The Prime Minister is set to force a vote on her Brexit blueprint in the first week of June – regardless of whether she has agreed a compromise plan with Labour in cross-party talks.
Her chances of victory look slim as Tory Eurosceptics and the DUP restated their opposition to her withdrawal agreement with Brussels, and Labour insisted no deal is in sight with the government.
Steve Barclay, the Brexit Secretary, admitted yesterday that her plans would be “dead” if MPs reject them next month for the fourth time.
Mrs May will meet leaders of the 1922 Committee of Tory MPs on Thursday, who have urged her to name a date when she intends to leave Downing Street.
She will effectively ask for a breathing-space of another three weeks as she sets out her proposals for a showdown over her Withdrawal Agreement Bill (WAB) by 7 June.

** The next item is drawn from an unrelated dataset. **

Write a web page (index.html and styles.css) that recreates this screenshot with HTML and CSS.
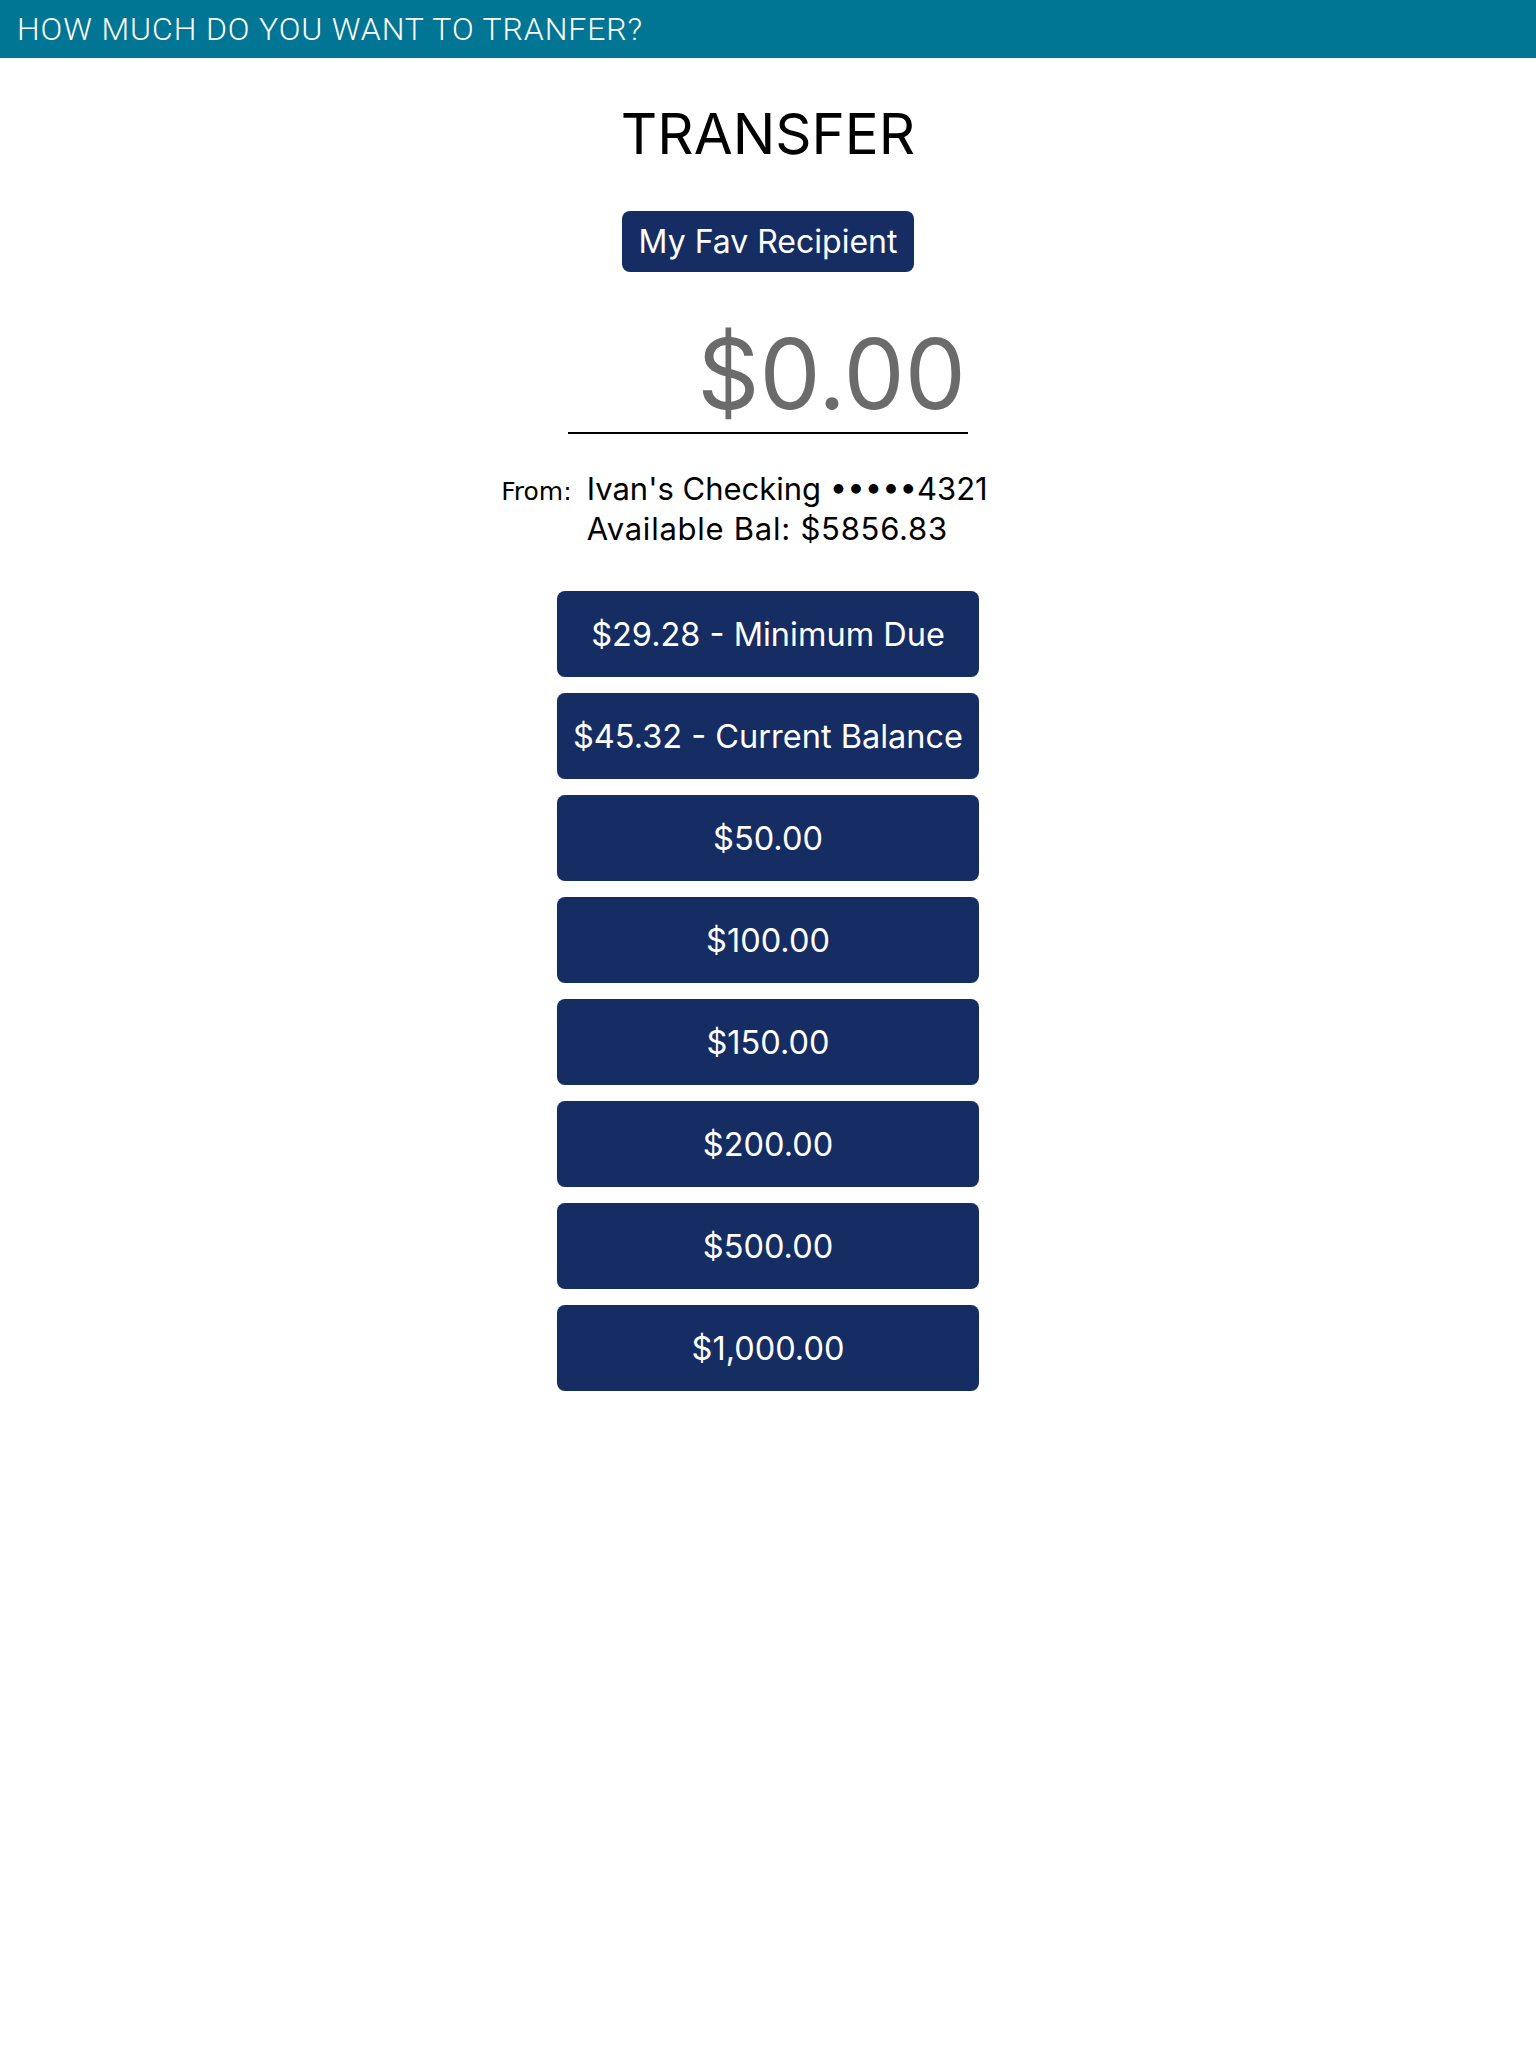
FILE: index.html
```html
<!DOCTYPE html>
<html>
<head>
<meta charset="utf-8">
<link rel="stylesheet" href="styles.css">
</head>
<body>
<header class="topbar">HOW MUCH DO YOU WANT TO TRANFER?</header>
<main class="content">
  <h1 class="title">TRANSFER</h1>
  <button class="fav">My Fav Recipient</button>
  <div class="amount">$0.00</div>
  <div class="from">
    <span class="from-label">From:</span>
    <div class="from-acct">
      <div>Ivan's Checking •••••4321</div>
      <div class="bal">Available Bal: $5856.83</div>
    </div>
  </div>
  <div class="options">
    <button class="opt">$29.28 - Minimum Due</button>
    <button class="opt">$45.32 - Current Balance</button>
    <button class="opt">$50.00</button>
    <button class="opt">$100.00</button>
    <button class="opt">$150.00</button>
    <button class="opt">$200.00</button>
    <button class="opt">$500.00</button>
    <button class="opt">$1,000.00</button>
  </div>
</main>
</body>
</html>
```
FILE: styles.css
```css
html, body {
  margin: 0;
  padding: 0;
  background: #ffffff;
}
body {
  font-family: Inter, "Noto Sans", sans-serif;
  color: #000;
}
.topbar {
  height: 58px;
  background: #007694;
  color: #ffffff;
  font-family: Roboto, sans-serif;
  font-size: 32px;
  font-weight: 300;
  letter-spacing: 0.9px;
  line-height: 58px;
  padding-left: 17px;
  box-sizing: border-box;
}
.content {
  display: flex;
  flex-direction: column;
  align-items: center;
}
.title {
  margin: 47px 0 0;
  font-size: 56.5px;
  font-weight: 400;
  line-height: 57px;
}
.fav {
  margin-top: 49px;
  height: 61px;
  padding: 0 17px;
  border: none;
  border-radius: 8px;
  background: #162d64;
  color: #ffffff;
  font-family: Inter, sans-serif;
  font-size: 32px;
  line-height: 61px;
}
.amount {
  margin-top: 53px;
  width: 400px;
  box-sizing: border-box;
  padding: 0 2px 10px 0;
  border-bottom: 2px solid #000;
  text-align: right;
  font-size: 97px;
  line-height: 97px;
  color: #6b6b6b;
}
.from {
  margin-top: 35px;
  margin-right: 47px;
  display: flex;
  align-items: baseline;
  gap: 15px;
}
.from-label {
  font-family: "DejaVu Sans", sans-serif;
  font-size: 25px;
  line-height: 40px;
}
.from-acct {
  font-size: 31px;
  line-height: 40px;
}
.bal {
  letter-spacing: 0.75px;
}
.options {
  margin-top: 42px;
  display: flex;
  flex-direction: column;
  gap: 16px;
}
.opt {
  width: 422px;
  height: 86px;
  border: none;
  border-radius: 8px;
  background: #162d64;
  color: #ffffff;
  font-family: Inter, sans-serif;
  font-size: 32.5px;
  padding: 0;
}
```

The exact timing is yet to be confirmed as Mrs May is committed during the first week of June to meet Donald Trump on his state visit to Britain and to attend events commemorating the 75th anniversary of the D-Day landings.
Labour made clear yesterday that it would not support the WAB without further concessions from ministers. It played down suggestions that the party was considering abstaining in the first vote on the Bill.
The opposition is pressing for Britain to be in a permanent post-Brexit customs union and for a guarantee that any agreement cannot be ripped up by Mrs May’s successor.
A Labour spokesman said: “We are not in the business of getting into a car without knowing where it’s going.”
Heading for defeat
The Eurosceptic MP Owen Paterson, said he would again vote against Mrs May’s deal as “it doesn’t change the essential nature of the withdrawal agreement, which is unacceptable we will have laws imposed on us by 27 different countries where we are not involved”.
The DUP repeated its opposition to the concept of the Irish backstop element of her agreement.
Its deputy leader, Nigel Dodds, said: “Unless she can demonstrate something new that addresses the problem of the backstop then it is highly likely her deal will go down to defeat once again.”
Downing Street said efforts were continuing to find a “sustainable” majority for Mrs May’s deal, with discussions involving DUP and Labour MPs as well as Tories.
Asked whether the vote would be considered a “confidence” vote for the Prime Minister, a source said: “That’s not the world that we are currently in, but clearly the significance of this piece of legislation can’t and I suspect won’t be underestimated.”